Charter changes now up to you
Nine issues go to Nov. 7 ballot

By Aaron Corvin
Published June 18th 2006 in The News Tribune

Come November, Pierce County voters will decide a smorgasbord of proposals to remodel county government, including making the job of sheriff an elected position, adopting a different way to elect some county officials and bolstering property rights.

In a series of votes, the Charter Review Commission on Saturday decided to send nine of 15 possible changes to the county’s constitution to voters on the Nov. 7 ballot.

But the elected 21-member panel’s work isn’t done.

It delayed action on three other proposals, which differ in detail but share the same goal: making county officials more accountable to the public. The commission is expected to decide those proposals Thursday.

Accountability and public access to government are common themes throughout the proposals adopted by the commission Saturday, said Commissioner Grant Pelesky of Puyallup.

He said the commission “has done the work of being the eyes and ears of the general electorate.”

Voters elected the commission last November to direct a six-month review of the county’s 1980 home-rule charter, the county’s equivalent to a constitution. It’s a process the charter requires every 10 years.

The commission, a group including attorneys, businesspeople, former lawmakers, retirees, a homemaker, a doctor, a teacher and a farmer, has until June 30 to complete its work.

County residents like Rick Sorrels are watching what the panel does Thursday, when it decides the three delayed proposals.

Sorrels, a Key Peninsula resident, wants the commission to propose an independent oversight board that listens to citizens and investigates their complaints.

“The current system shuts the citizen out,” he said.

On Saturday, the commission tackled the 15 proposals that made it to a final vote. It adopted nine of them, including making sheriff an elected position rather than one appointed by the executive and confirmed by the County Council.

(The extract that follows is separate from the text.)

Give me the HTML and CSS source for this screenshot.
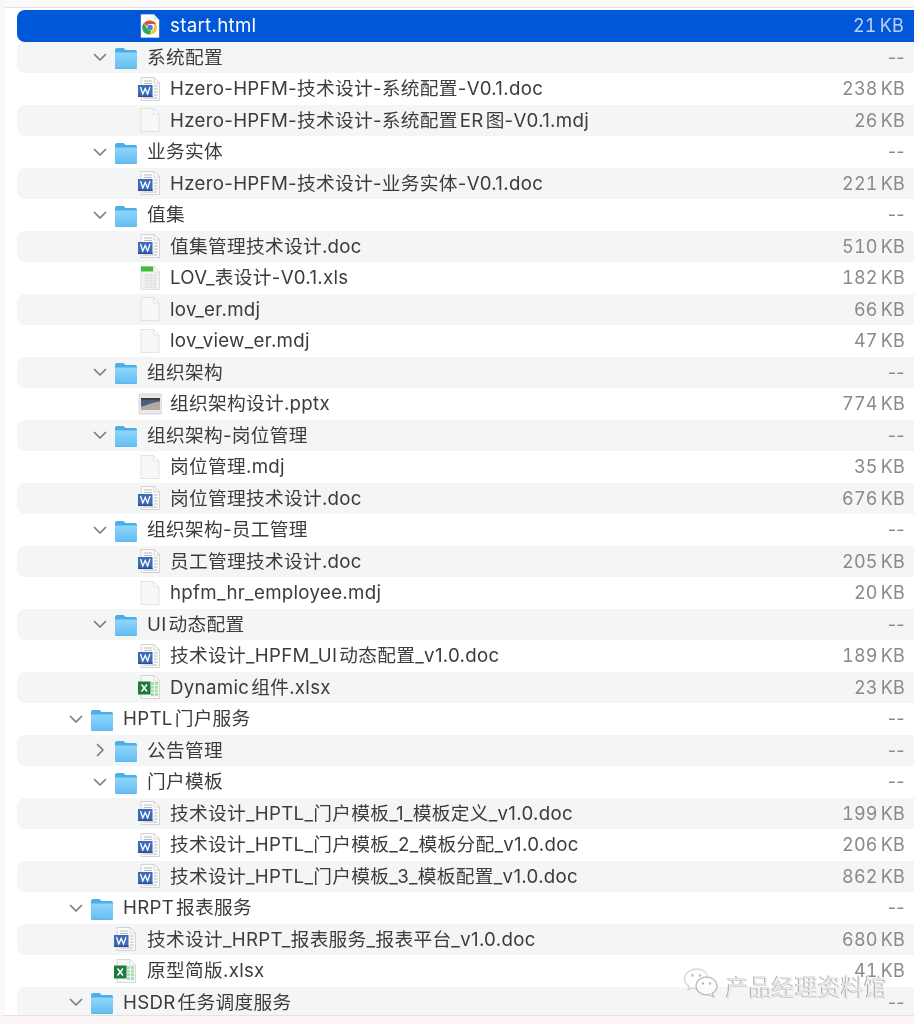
FILE: index.html
```html
<!DOCTYPE html>
<html lang="zh">
<head>
<meta charset="utf-8">
<title>Finder</title>
<link rel="stylesheet" href="styles.css">
</head>
<body>
<svg class="defs" width="0" height="0" aria-hidden="true">
  <defs>
    <linearGradient id="fb" x1="0" y1="0" x2="0" y2="1"><stop offset="0" stop-color="#8fd6fb"/><stop offset="1" stop-color="#62bdf2"/></linearGradient>
    <symbol id="chev-d" viewBox="0 0 16 16"><path d="M2.5 5.5 8 11l5.500-5.500" fill="none" stroke="#7c7c7c" stroke-width="1.700" stroke-linecap="round" stroke-linejoin="round"/></symbol>
    <symbol id="chev-r" viewBox="0 0 16 16"><path d="M5.500 2.500 11 8l-5.500 5.500" fill="none" stroke="#7c7c7c" stroke-width="1.700" stroke-linecap="round" stroke-linejoin="round"/></symbol>
    <symbol id="folder" viewBox="0 0 24 24">
      <path d="M1 5.500C1 3.800 1.800 3 3.200 3h5.300c1 0 1.500.4 2.100 1l.9 1H21c1.300 0 2 .8 2 2v3H1z" fill="#4cade8"/>
      <path d="M1 7.500h22V22c0 1.200-.8 2-2 2H3c-1.200 0-2-.8-2-2z" fill="url(#fb)"/>
      <path d="M1 23.300c.3.500 1 .7 2 .7h18c1 0 1.700-.2 2-.7" fill="none" stroke="#5aa9d8" stroke-width=".8"/>
    </symbol>
    <symbol id="page" viewBox="0 0 24 24">
      <path d="M3 .5h12.500L21 6v17.500H3z" fill="#f8f8f8" stroke="#dddddd" stroke-width=".8"/>
      <path d="M15.500.5V6H21z" fill="#fff" stroke="#dddddd" stroke-width=".8"/>
    </symbol>
    <symbol id="doc" viewBox="0 0 24 24">
      <path d="M3 .5h13L21.500 6v17.500H3z" fill="#fbfbfb" stroke="#c9c9c9" stroke-width=".8"/>
      <path d="M16 .5V6h5.500z" fill="#fff" stroke="#c9c9c9" stroke-width=".7"/>
      <path d="M6 4h8M6 6.500h8M16 9h3.500M16 12h3.500M16 15h3.500M16 18h3.500M5 21h14" stroke="#b4b4b4" stroke-width=".9"/>
      <rect x="0" y="8" width="14.500" height="12" fill="#3a6cbc"/>
      <rect x="0" y="18.500" width="14.500" height="1.500" fill="#264f96"/>
      <path d="M2.500 10 4.800 17 7.200 11.500 9.600 17 12 10" fill="none" stroke="#fff" stroke-width="1.300"/>
    </symbol>
    <symbol id="xls" viewBox="0 0 24 24">
      <path d="M3 .5h13L21.500 6v17.500H3z" fill="#f3f3f3" stroke="#d2d2d2" stroke-width=".7"/>
      <path d="M3 .5h12v5H3z" fill="#3fbe3a"/>
      <path d="M16 .5V6h5.500z" fill="#fff" stroke="#cfcfcf" stroke-width=".6"/>
      <path d="M5.500 9H19M5.500 12H19M5.500 15H19M5.500 18H19M5.500 21H19M9 8v14M13 8v14M16.500 8v14" stroke="#dcdcdc" stroke-width=".9"/>
    </symbol>
    <symbol id="xlsx" viewBox="0 0 24 24">
      <path d="M3 .5h13L21.500 6v17.500H3z" fill="#f7f7f7" stroke="#c9c9c9" stroke-width=".7"/>
      <path d="M16 .5V6h5.500z" fill="#fff" stroke="#c9c9c9" stroke-width=".6"/>
      <path d="M13 7h7v14h-7z" fill="#a6dcae"/>
      <path d="M13 10.500h7M13 14h7M13 17.500h7M16.500 7v14" stroke="#f6f6f6" stroke-width=".9"/>
      <rect x="0" y="6.500" width="12.500" height="13" fill="#1f7a42"/>
      <path d="M3.500 9.500 9 16.500M9 9.500l-5.500 7" stroke="#fff" stroke-width="1.500"/>
    </symbol>
    <symbol id="ppt" viewBox="0 0 24 24">
      <rect x="1" y="2" width="23" height="20" rx="1.500" fill="#e9e9e9" stroke="#c9c9c9" stroke-width=".7"/>
      <rect x="3" y="6" width="19" height="12" fill="#6a6d72"/>
      <path d="M3 6h19v4l-7 2-5 3-7 1z" fill="#4a6078"/>
      <path d="M3 18v-3.500c5-.5 9-4 19-5V18z" fill="#b0aaa2"/>
      <path d="M3 6h19v1.800H3z" fill="#3a3b40"/>
    </symbol>
    <symbol id="chrome" viewBox="0 0 24 24">
      <path d="M3 .5h13L21 6v17.500H3z" fill="#fff" stroke="#d8d8d8" stroke-width=".5"/>
      <path d="M16 .5V6h5z" fill="#e9e9e9"/>
      <path d="M12 6.500a7 7 0 0 1 6.060 3.500H12a3.500 3.500 0 0 0-3.300 2.300L5.900 9A7 7 0 0 1 12 6.500z" fill="#e2483c"/>
      <path d="M18.060 10A7 7 0 0 1 12 20.500l3-5.200a3.500 3.500 0 0 0 0-5.300z" fill="#f6c52e"/>
      <path d="M12 20.500A7 7 0 0 1 5.900 9l3 5.200a3.500 3.500 0 0 0 4.500 1.900z" fill="#33a852"/>
      <circle cx="12" cy="13.500" r="2.800" fill="#3f84ea"/>
    </symbol>
    <symbol id="wechat" viewBox="0 0 36 32">
      <path d="M13.500 2C7 2 1.500 6.300 1.500 11.800c0 3.100 1.700 5.700 4.500 7.600L5 23l4.200-2.200c1.300.4 2.700.6 4.300.6" fill="none" stroke="#d6d6d6" stroke-width="1.300"/>
      <path d="M13.500 2c5.700 0 10.600 3.300 11.700 7.800" fill="none" stroke="#d6d6d6" stroke-width="1.300"/>
      <ellipse cx="23.500" cy="19" rx="10.500" ry="9" fill="#fff" fill-opacity=".7" stroke="#bdbdbd" stroke-width="1.300"/>
      <path d="M29 26l2 4-5-2.200" fill="#fff" stroke="#bdbdbd" stroke-width="1.200"/>
      <circle cx="9.500" cy="8.500" r="1.400" fill="#c8c8c8"/><circle cx="17" cy="8.500" r="1.400" fill="#c8c8c8"/>
      <circle cx="20" cy="16.500" r="1.200" fill="#b5b5b5"/><circle cx="27" cy="16.500" r="1.200" fill="#b5b5b5"/>
    </symbol>
  </defs>
</svg>

<main class="window">
  <div class="top-bar"></div>
  <div class="list">
    <div class="row sel l2"><span class="chev"></span><svg class="ico"><use href="#chrome"/></svg><span class="name">start.html</span><span class="size">21 KB</span></div>
    <div class="row l1"><svg class="chev"><use href="#chev-d"/></svg><svg class="ico"><use href="#folder"/></svg><span class="name">系统配置</span><span class="size dash">--</span></div>
    <div class="row l2"><span class="chev"></span><svg class="ico"><use href="#doc"/></svg><span class="name">Hzero-HPFM-技术设计-系统配置-V0.1.doc</span><span class="size">238 KB</span></div>
    <div class="row l2"><span class="chev"></span><svg class="ico"><use href="#page"/></svg><span class="name">Hzero-HPFM-技术设计-系统配置&#8202;ER&#8202;图-V0.1.mdj</span><span class="size">26 KB</span></div>
    <div class="row l1"><svg class="chev"><use href="#chev-d"/></svg><svg class="ico"><use href="#folder"/></svg><span class="name">业务实体</span><span class="size dash">--</span></div>
    <div class="row l2"><span class="chev"></span><svg class="ico"><use href="#doc"/></svg><span class="name">Hzero-HPFM-技术设计-业务实体-V0.1.doc</span><span class="size">221 KB</span></div>
    <div class="row l1"><svg class="chev"><use href="#chev-d"/></svg><svg class="ico"><use href="#folder"/></svg><span class="name">值集</span><span class="size dash">--</span></div>
    <div class="row l2"><span class="chev"></span><svg class="ico"><use href="#doc"/></svg><span class="name">值集管理技术设计.doc</span><span class="size">510 KB</span></div>
    <div class="row l2"><span class="chev"></span><svg class="ico"><use href="#xls"/></svg><span class="name">LOV_表设计-V0.1.xls</span><span class="size">182 KB</span></div>
    <div class="row l2"><span class="chev"></span><svg class="ico"><use href="#page"/></svg><span class="name">lov_er.mdj</span><span class="size">66 KB</span></div>
    <div class="row l2"><span class="chev"></span><svg class="ico"><use href="#page"/></svg><span class="name">lov_view_er.mdj</span><span class="size">47 KB</span></div>
    <div class="row l1"><svg class="chev"><use href="#chev-d"/></svg><svg class="ico"><use href="#folder"/></svg><span class="name">组织架构</span><span class="size dash">--</span></div>
    <div class="row l2"><span class="chev"></span><svg class="ico"><use href="#ppt"/></svg><span class="name">组织架构设计.pptx</span><span class="size">774 KB</span></div>
    <div class="row l1"><svg class="chev"><use href="#chev-d"/></svg><svg class="ico"><use href="#folder"/></svg><span class="name">组织架构-岗位管理</span><span class="size dash">--</span></div>
    <div class="row l2"><span class="chev"></span><svg class="ico"><use href="#page"/></svg><span class="name">岗位管理.mdj</span><span class="size">35 KB</span></div>
    <div class="row l2"><span class="chev"></span><svg class="ico"><use href="#doc"/></svg><span class="name">岗位管理技术设计.doc</span><span class="size">676 KB</span></div>
    <div class="row l1"><svg class="chev"><use href="#chev-d"/></svg><svg class="ico"><use href="#folder"/></svg><span class="name">组织架构-员工管理</span><span class="size dash">--</span></div>
    <div class="row l2"><span class="chev"></span><svg class="ico"><use href="#doc"/></svg><span class="name">员工管理技术设计.doc</span><span class="size">205 KB</span></div>
    <div class="row l2"><span class="chev"></span><svg class="ico"><use href="#page"/></svg><span class="name">hpfm_hr_employee.mdj</span><span class="size">20 KB</span></div>
    <div class="row l1"><svg class="chev"><use href="#chev-d"/></svg><svg class="ico"><use href="#folder"/></svg><span class="name">UI&#8202;动态配置</span><span class="size dash">--</span></div>
    <div class="row l2"><span class="chev"></span><svg class="ico"><use href="#doc"/></svg><span class="name">技术设计_HPFM_UI&#8202;动态配置_v1.0.doc</span><span class="size">189 KB</span></div>
    <div class="row l2"><span class="chev"></span><svg class="ico"><use href="#xlsx"/></svg><span class="name">Dynamic&#8202;组件.xlsx</span><span class="size">23 KB</span></div>
    <div class="row l0"><svg class="chev"><use href="#chev-d"/></svg><svg class="ico"><use href="#folder"/></svg><span class="name">HPTL&#8202;门户服务</span><span class="size dash">--</span></div>
    <div class="row l1"><svg class="chev"><use href="#chev-r"/></svg><svg class="ico"><use href="#folder"/></svg><span class="name">公告管理</span><span class="size dash">--</span></div>
    <div class="row l1"><svg class="chev"><use href="#chev-d"/></svg><svg class="ico"><use href="#folder"/></svg><span class="name">门户模板</span><span class="size dash">--</span></div>
    <div class="row l2"><span class="chev"></span><svg class="ico"><use href="#doc"/></svg><span class="name">技术设计_HPTL_门户模板_1_模板定义_v1.0.doc</span><span class="size">199 KB</span></div>
    <div class="row l2"><span class="chev"></span><svg class="ico"><use href="#doc"/></svg><span class="name">技术设计_HPTL_门户模板_2_模板分配_v1.0.doc</span><span class="size">206 KB</span></div>
    <div class="row l2"><span class="chev"></span><svg class="ico"><use href="#doc"/></svg><span class="name">技术设计_HPTL_门户模板_3_模板配置_v1.0.doc</span><span class="size">862 KB</span></div>
    <div class="row l0"><svg class="chev"><use href="#chev-d"/></svg><svg class="ico"><use href="#folder"/></svg><span class="name">HRPT&#8202;报表服务</span><span class="size dash">--</span></div>
    <div class="row l1"><span class="chev"></span><svg class="ico"><use href="#doc"/></svg><span class="name">技术设计_HRPT_报表服务_报表平台_v1.0.doc</span><span class="size">680 KB</span></div>
    <div class="row l1"><span class="chev"></span><svg class="ico"><use href="#xlsx"/></svg><span class="name">原型简版.xlsx</span><span class="size">41 KB</span></div>
    <div class="row l0"><svg class="chev"><use href="#chev-d"/></svg><svg class="ico"><use href="#folder"/></svg><span class="name">HSDR&#8202;任务调度服务</span><span class="size dash">--</span></div>
  </div>
  <div class="watermark"><svg class="wm-ico"><use href="#wechat"/></svg><span class="wm-text">产品经理资料馆</span></div>
</main>
</body>
</html>
```

FILE: styles.css
```css
* { box-sizing: border-box; }
html, body { margin: 0; padding: 0; }
body {
  width: 914px;
  height: 1024px;
  overflow: hidden;
  background: #fbf5f6;
  font-family: Inter, "Noto Sans CJK SC", sans-serif;
}
.defs { position: absolute; }
.window {
  position: relative;
  height: 1016px;
  background: #fff;
  border-left: 5px solid #fbf7f8;
  border-bottom: 1px solid #e6e0e1;
  overflow: hidden;
  filter: blur(0.35px);
}
.top-bar {
  height: 8px;
  margin-left: -5px;
  background: #fafafa;
  border-bottom: 1px solid #e4e4e4;
}
.list {
  margin-top: 2px;
  margin-left: 12px;
}
.row {
  height: 31.5px;
  display: flex;
  align-items: center;
  color: #3c3c3c;
  font-size: 18.7px;
  line-height: 30px;
  border-radius: 8px 0 0 8px;
}
.row:nth-child(even) { background: #f4f5f5; }
.row.sel { background: #0058d8; color: #fff; }
.l0 { padding-left: 51px; }
.l1 { padding-left: 75px; }
.l2 { padding-left: 99px; }
.l2 .ico { margin-right: 8px; }
.chev { width: 16px; height: 16px; flex: none; margin-right: 6px; }
.ico { width: 24px; height: 24px; flex: none; margin-right: 9px; }
.name { flex: 1; white-space: nowrap; letter-spacing: 0.3px; padding-top: 1px; }
.size {
  padding-top: 1px;
  padding-right: 9px;
  color: #8a8a8a;
  font-size: 18px;
  font-variant-numeric: tabular-nums;
  word-spacing: -2px;
  letter-spacing: 0.2px;
}
.size.dash { font-variant-numeric: normal; letter-spacing: 0.4px; }
.sel .size { color: #b9d2f6; padding-right: 10px; }
.watermark {
  position: absolute;
  left: 678px;
  top: 966px;
  display: flex;
  align-items: center;
  gap: 7px;
}
.wm-ico { width: 36px; height: 32px; }
.wm-text {
  font-size: 23px;
  color: rgba(255, 255, 255, 0.75);
  text-shadow: -1px 0 0 #a9a9a9, 0 1px 0 rgba(170, 170, 170, 0.5);
  white-space: nowrap;
  position: relative;
  top: 2px;
}
```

The question of an elected sheriff will go to voters with 27 years of history in tow: The 1978 arrest of Sheriff George Janovich on federal racketeering charges spurred the creation of the county’s 1980 home-rule charter, which eliminated an elected sheriff.

Commissioner Michael Venuto of University Place said the proposal would give voters more confidence in the sheriff and strengthen the sheriff’s ability to boost funding for public safety.

Commissioner Burt Talcott of Gig Harbor called the proposal “one of the worst,” saying it would make it more difficult to get rid of a bad sheriff.

The commission also adopted a proposal to use a different system for electing all county officials except for judges and the prosecuting attorney: instant runoff voting. Under that system, voters would cast ballots allowing them to rank all candidates for an office in their order of preference.

The commission took on property rights, too. It proposed adding an eminent domain section to the charter, prohibiting the county from taking private property for economic development. The county would be allowed to take private property only for public use.

Commissioner Geoff Hymans of Tacoma, an assistant attorney general and a sponsor of the eminent domain proposal, said it was legal, in part because the home-rule charter allows the county to go further than state law in protecting private property rights.

Deputy Prosecuting Attorney Denise Greer, one of two county prosecutors advising the commission, said the proposal “very likely” conflicts with state law, in part because it goes further in limiting the circumstances in which property may be taken for public use.